As such, finding the good information -- via free services, anyway -- is often a matter of combing for a metaphorical needle in a haystack, and the information you find is often highly skewed in a variety of ways even when it is of decent quality.
I regularly read blogs maintained by doctors and researchers, for instance. While they provide news and often-educational commentary, their commentary on basic issues is usually provided on an ad hoc and incomplete manner as parts of explanations on other matters. This is fine if you already understand the basic issues involved, but if you're trying to educate yourself on issues surrounding the use of the P value in hypothesis testing, for instance, comments on what Study X did wrong will only take you so far.

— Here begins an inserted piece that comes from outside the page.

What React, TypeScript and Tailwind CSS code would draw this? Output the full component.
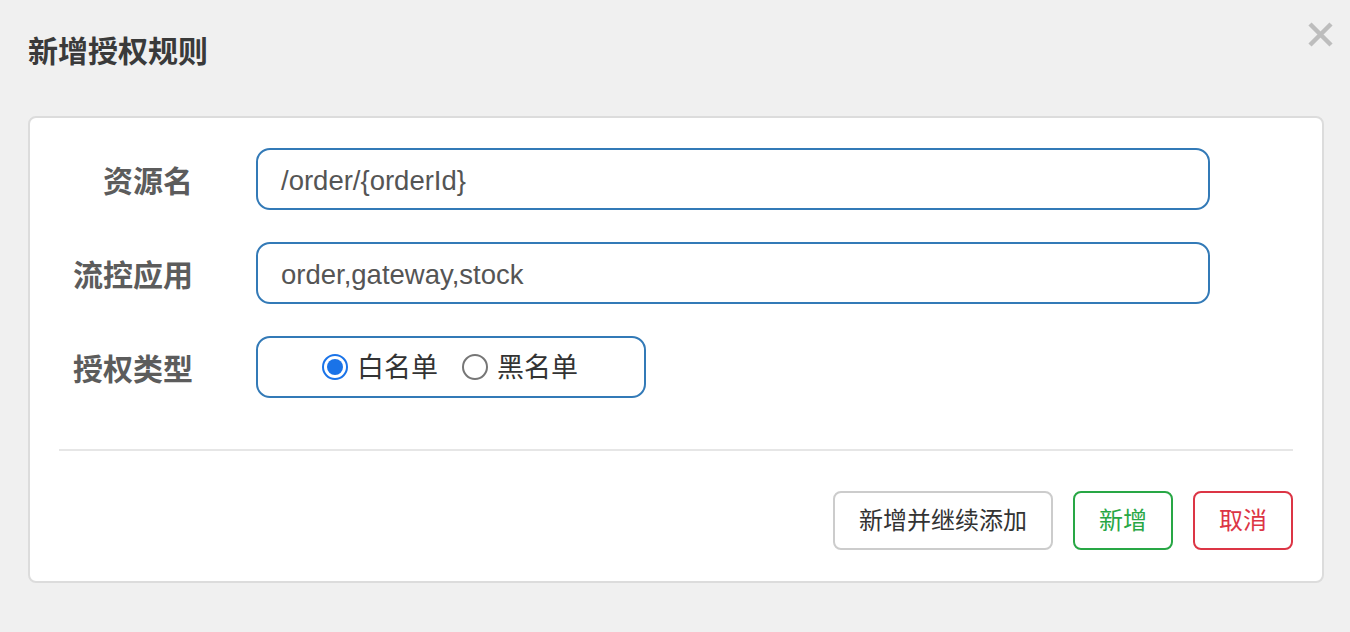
import { useState } from "react"

const font = { fontFamily: '"Liberation Sans", "Noto Sans CJK SC", sans-serif' }

const Radio = ({ checked, label, onClick }: { checked: boolean; label: string; onClick: () => void }) => (
  <button type="button" onClick={onClick} className="flex items-center gap-[9px]">
    {checked ? (
      <span className="w-[26px] h-[26px] rounded-full border-[2px] border-[#1a73e8] flex items-center justify-center">
        <span className="w-[16px] h-[16px] rounded-full bg-[#1a73e8]" />
      </span>
    ) : (
      <span className="w-[26px] h-[26px] rounded-full border-[2px] border-[#767676] bg-white" />
    )}
    <span className="text-[27px] text-[#333] leading-none pt-[2px]">{label}</span>
  </button>
)

const Row = ({ label, children }: { label: string; children: React.ReactNode }) => (
  <div className="flex items-center">
    <div className="w-[134px] pt-[6px] text-right text-[30px] font-bold text-[#5c5c5c] leading-none">{label}</div>
    <div className="ml-[63px]">{children}</div>
  </div>
)

export default function App() {
  const [type, setType] = useState(0)
  return (
    <div className="min-h-screen bg-[#f0f0f0] relative px-[28px] pb-[40px]" style={font}>
      <button type="button" className="absolute top-[22px] right-[17px] w-[25px] h-[25px]">
        <svg viewBox="0 0 25 25" width="25" height="25">
          <path d="M2 2 L23 23 M23 2 L2 23" stroke="#bdbdbd" strokeWidth="4.5" strokeLinecap="butt" />
        </svg>
      </button>
      <h1 className="pt-[29px] text-[30px] leading-[45px] font-bold text-[#3a3a3a]">新增授权规则</h1>
      <div className="mt-[42px] w-[1296px] bg-white border-[2px] border-[#dcdcdc] rounded-[8px] px-[29px] pt-[30px] pb-[31px]">
        <div className="flex flex-col gap-[32px]">
          <Row label="资源名">
            <div className="w-[954px] h-[62px] border-[2px] border-[#337ab7] rounded-[14px] flex items-center px-[23px] pt-[3px] text-[27.5px] text-[#555]">
              /order/{"{orderId}"}
            </div>
          </Row>
          <Row label="流控应用">
            <div className="w-[954px] h-[62px] border-[2px] border-[#337ab7] rounded-[14px] flex items-center px-[23px] pt-[3px] text-[27.5px] text-[#555]">
              order,gateway,stock
            </div>
          </Row>
          <Row label="授权类型">
            <div className="w-[390px] h-[62px] border-[2px] border-[#337ab7] rounded-[14px] flex items-center justify-center gap-[24px] pr-[2px]">
              <Radio checked={type === 0} label="白名单" onClick={() => setType(0)} />
              <Radio checked={type === 1} label="黑名单" onClick={() => setType(1)} />
            </div>
          </Row>
        </div>
        <div className="mt-[51px] h-[2px] bg-[#e6e6e6]" />
        <div className="mt-[40px] flex justify-end gap-[20px]">
          <button type="button" className="w-[220px] h-[59px] border-[2px] border-[#cccccc] rounded-[8px] text-[24px] text-[#333]">
            新增并继续添加
          </button>
          <button type="button" className="w-[100px] h-[59px] border-[2px] border-[#28a745] rounded-[8px] text-[24px] text-[#28a745]">
            新增
          </button>
          <button type="button" className="w-[100px] h-[59px] border-[2px] border-[#dc3545] rounded-[8px] text-[24px] text-[#dc3545]">
            取消
          </button>
        </div>
      </div>
    </div>
  )
}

This is particularly vexing when running a blog and attempting to provide references for the concepts in question. I try to write my articles in such a way that a naive reader can educate himself on the relevant issues with a minimum of fuss; as such, I often need a bit more than I can easily find in other blogs.
Because of this, it was an extremely pleasant surprise for me to find out that one of my favorite basic introductions to P values and the general nature of statistical hypothesis testing is available for free. I'd originally gotten access to it through my university, so I didn't realize at first, but this really has renewed my awareness of the free articles available on the Internet -- and the value of the available literature on how to interpret the literature.
In other words -- I'm happy about this, even if I'm far less so about the way my left knee's acting up. Joint instability is not fun.